We sell something between 1 to 2 thousand lbs of mussels a week! We are without a doubt the biggest seller of mussels in Illinois. When we first started making that our feature item there was really no one else doing it. When you think about it, there really isn’t anything better that goes with beer than mussels. The Cadieux Cafe in Detroit had it and that’s where I learned about the combination. They definitely gave me the Belgian thing. They are so fresh!
Lets talk about Chicago beer for a minute. Any favorite local breweries?
These days Half Acre. I really like what they are doing. Sometimes its not PC anymore to say this, but the sour beers from Goose Island are as good as they get. Things like Sofie, Juliet, and Madame Rose are great beers.
If you suddenly say you hate those beers since they are owned by AB InBev, then the beer itself is not what’s important. It would pain me to say this, but if Miller, Bud or Coors were to make a great beer, I would have to say I’ll drink it. It should always be about the beer first. If the big guys start making good beer, then it means that we sort of won. The idea is you win when they cave. It should always be about the beer!
What’s next for you and Hopleaf?
We’re not going anywhere. Sometimes I think, “What is the exit strategy?” I’ll be 60 in January and I’ve been working since I was 16. I don’t know how long I can do this sort of thing, but on the other hand, I’m such a control freak and this is my baby. I don’t foresee retiring and what would happen if I sold it? Someone might put a TV in here! I’d have to move out of Chicago. I’d have to leave the country and never go down Clark Street again.
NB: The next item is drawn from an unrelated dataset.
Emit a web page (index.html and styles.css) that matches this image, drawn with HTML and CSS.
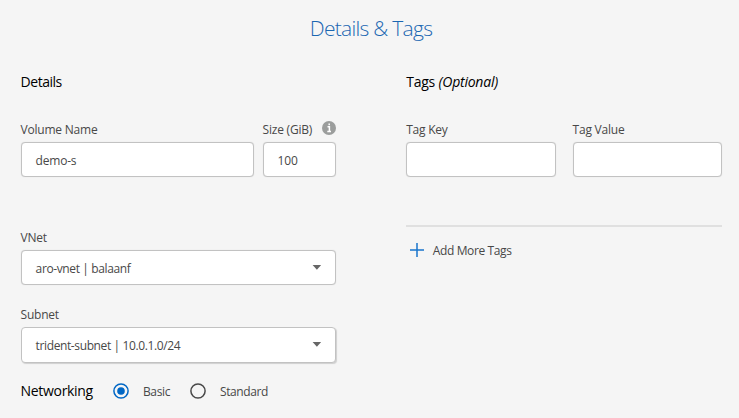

I appreciate that we have been able to become so popular, internationally well known for doing something I love. I feel lucky everyday. We have been gratified that with every expansion and new thing we have done that it’s all so well received. I’m grateful to have my customers and I’m happy they like what we do.
We definitely like what Hopleaf does and it seems like Chicago couldn’t agree more. If you’ve never been or if you’re a regular, stop in, order a beer off the ever changing tap list and get an order of mussels for two. You won’t regret it.